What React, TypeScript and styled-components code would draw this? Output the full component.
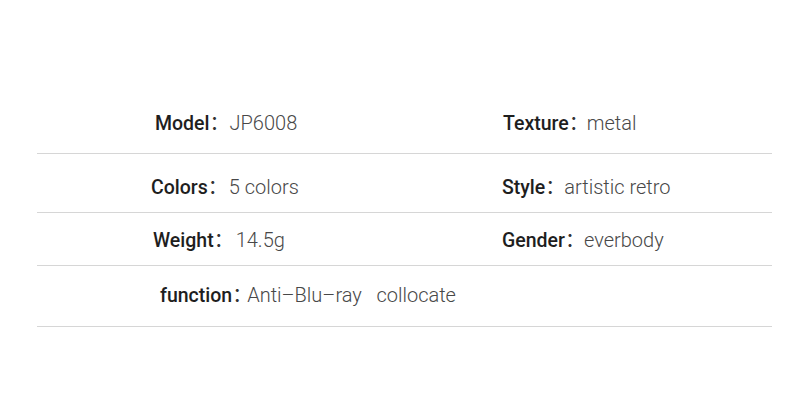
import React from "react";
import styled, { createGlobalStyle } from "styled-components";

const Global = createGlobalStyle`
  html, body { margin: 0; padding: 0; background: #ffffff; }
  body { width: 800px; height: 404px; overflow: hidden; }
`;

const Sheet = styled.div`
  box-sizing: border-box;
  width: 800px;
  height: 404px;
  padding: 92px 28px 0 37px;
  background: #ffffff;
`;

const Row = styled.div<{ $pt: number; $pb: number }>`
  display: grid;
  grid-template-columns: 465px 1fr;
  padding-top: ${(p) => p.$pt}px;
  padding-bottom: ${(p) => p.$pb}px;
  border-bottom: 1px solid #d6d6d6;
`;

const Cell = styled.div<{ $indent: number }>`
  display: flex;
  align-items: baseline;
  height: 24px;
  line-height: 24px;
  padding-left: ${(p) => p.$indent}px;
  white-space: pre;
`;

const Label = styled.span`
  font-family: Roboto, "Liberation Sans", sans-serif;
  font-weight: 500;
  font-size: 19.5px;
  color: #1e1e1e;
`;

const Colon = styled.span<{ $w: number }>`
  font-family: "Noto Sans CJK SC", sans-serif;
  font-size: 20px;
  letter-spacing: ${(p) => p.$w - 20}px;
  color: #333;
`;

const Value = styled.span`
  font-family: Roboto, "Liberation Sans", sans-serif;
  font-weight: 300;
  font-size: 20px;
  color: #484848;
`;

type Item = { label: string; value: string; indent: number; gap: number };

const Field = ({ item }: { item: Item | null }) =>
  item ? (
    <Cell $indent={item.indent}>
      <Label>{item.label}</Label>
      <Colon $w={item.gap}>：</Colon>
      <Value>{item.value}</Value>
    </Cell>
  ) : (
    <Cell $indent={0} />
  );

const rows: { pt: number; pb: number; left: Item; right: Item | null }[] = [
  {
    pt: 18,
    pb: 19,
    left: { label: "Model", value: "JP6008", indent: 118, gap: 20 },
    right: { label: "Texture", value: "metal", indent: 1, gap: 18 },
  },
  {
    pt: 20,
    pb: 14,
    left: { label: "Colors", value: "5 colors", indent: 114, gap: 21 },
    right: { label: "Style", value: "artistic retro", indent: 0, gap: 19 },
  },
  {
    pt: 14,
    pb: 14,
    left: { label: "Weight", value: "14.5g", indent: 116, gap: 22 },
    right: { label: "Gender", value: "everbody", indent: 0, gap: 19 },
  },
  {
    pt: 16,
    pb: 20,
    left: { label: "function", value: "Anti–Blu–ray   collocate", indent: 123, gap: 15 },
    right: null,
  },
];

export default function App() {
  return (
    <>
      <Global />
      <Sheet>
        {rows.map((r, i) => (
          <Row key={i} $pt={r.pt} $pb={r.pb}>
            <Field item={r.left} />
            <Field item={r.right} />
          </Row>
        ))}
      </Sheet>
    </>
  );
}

» **Written task**
Without the pictures, copy the material exactly as given.

» **Complete answer**
What React, TypeScript and styled-components code would draw this? Output the full component.
import React from "react";
import styled, { createGlobalStyle } from "styled-components";

const Global = createGlobalStyle`
  html, body { margin: 0; padding: 0; background: #ffffff; }
  body { width: 800px; height: 404px; overflow: hidden; }
`;

const Sheet = styled.div`
  box-sizing: border-box;
  width: 800px;
  height: 404px;
  padding: 92px 28px 0 37px;
  background: #ffffff;
`;

const Row = styled.div<{ $pt: number; $pb: number }>`
  display: grid;
  grid-template-columns: 465px 1fr;
  padding-top: ${(p) => p.$pt}px;
  padding-bottom: ${(p) => p.$pb}px;
  border-bottom: 1px solid #d6d6d6;
`;

const Cell = styled.div<{ $indent: number }>`
  display: flex;
  align-items: baseline;
  height: 24px;
  line-height: 24px;
  padding-left: ${(p) => p.$indent}px;
  white-space: pre;
`;

const Label = styled.span`
  font-family: Roboto, "Liberation Sans", sans-serif;
  font-weight: 500;
  font-size: 19.5px;
  color: #1e1e1e;
`;

const Colon = styled.span<{ $w: number }>`
  font-family: "Noto Sans CJK SC", sans-serif;
  font-size: 20px;
  letter-spacing: ${(p) => p.$w - 20}px;
  color: #333;
`;

const Value = styled.span`
  font-family: Roboto, "Liberation Sans", sans-serif;
  font-weight: 300;
  font-size: 20px;
  color: #484848;
`;

type Item = { label: string; value: string; indent: number; gap: number };

const Field = ({ item }: { item: Item | null }) =>
  item ? (
    <Cell $indent={item.indent}>
      <Label>{item.label}</Label>
      <Colon $w={item.gap}>：</Colon>
      <Value>{item.value}</Value>
    </Cell>
  ) : (
    <Cell $indent={0} />
  );

const rows: { pt: number; pb: number; left: Item; right: Item | null }[] = [
  {
    pt: 18,
    pb: 19,
    left: { label: "Model", value: "JP6008", indent: 118, gap: 20 },
    right: { label: "Texture", value: "metal", indent: 1, gap: 18 },
  },
  {
    pt: 20,
    pb: 14,
    left: { label: "Colors", value: "5 colors", indent: 114, gap: 21 },
    right: { label: "Style", value: "artistic retro", indent: 0, gap: 19 },
  },
  {
    pt: 14,
    pb: 14,
    left: { label: "Weight", value: "14.5g", indent: 116, gap: 22 },
    right: { label: "Gender", value: "everbody", indent: 0, gap: 19 },
  },
  {
    pt: 16,
    pb: 20,
    left: { label: "function", value: "Anti–Blu–ray   collocate", indent: 123, gap: 15 },
    right: null,
  },
];

export default function App() {
  return (
    <>
      <Global />
      <Sheet>
        {rows.map((r, i) => (
          <Row key={i} $pt={r.pt} $pb={r.pb}>
            <Field item={r.left} />
            <Field item={r.right} />
          </Row>
        ))}
      </Sheet>
    </>
  );
}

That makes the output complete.